Last week, when I clicked onto a news website and saw the all-too-familiar headline announcing another mass shooting, the mix of emotions I felt was too complicated for me to categorize. I didn’t quite know what to do with what I was feeling. It was grief, and anger, and weariness, and fear, and a general despondency. I don’t have a name for it. What I do know is that it wasn’t the “Peace that passes understanding” that Paul talks about in his letter to the Philippians. If anything, it was an anxiety that passes understanding.
I know that millions of other people in this nation and around the world have felt similar things in recent days. With each report of violence, with each death toll that greets us, with each realization that solutions to the sickness of this world seem so hard to come by, and that so many of us don’t even know where to start, these feelings can wash over us. This can lead to confusion, disillusionment, and despair.
At the same time, even though I don’t have any easy answers for all of this, I am thankful to be a part of a community of faith with whom I can prayerfully and lovingly lament, a group of disciples with whom I can diligently and hopefully seek to manifest God’s reconciling grace, a family of saints from whom I can draw encouragement and strength even in the most difficult times.

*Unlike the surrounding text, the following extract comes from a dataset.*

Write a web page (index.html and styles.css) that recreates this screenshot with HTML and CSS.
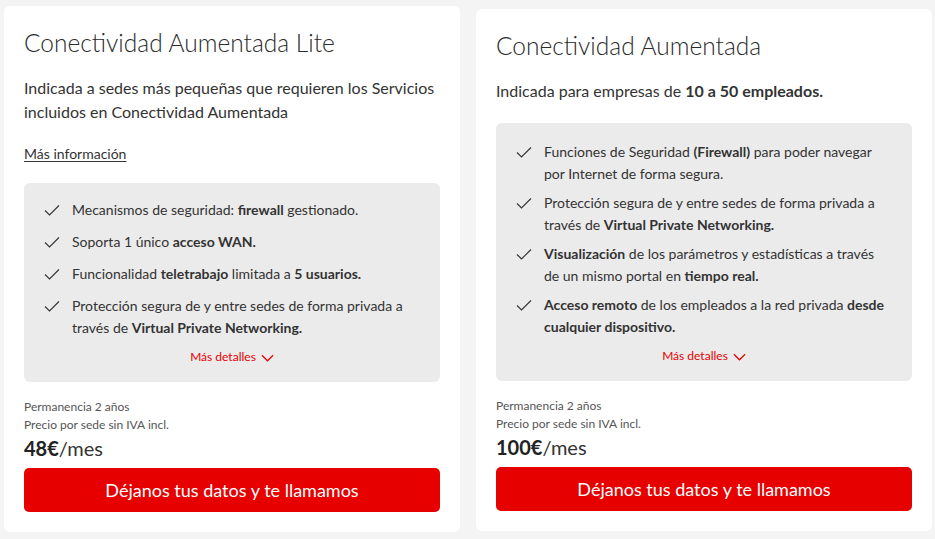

Now more than ever, as darkness and anxiety and fear pervade the air we breathe, we need to be reminding one another of the message of Advent, the message of waiting expectantly upon a God who promises to bring hope to exiles, and of serving faithfully the purposes of a God who binds up what is broken, so that the Kingdom foretold by the prophets, the Kingdom inaugurated by a child born in Bethlehem, might be the Kingdom that we inhabit as we long for all things to be made new.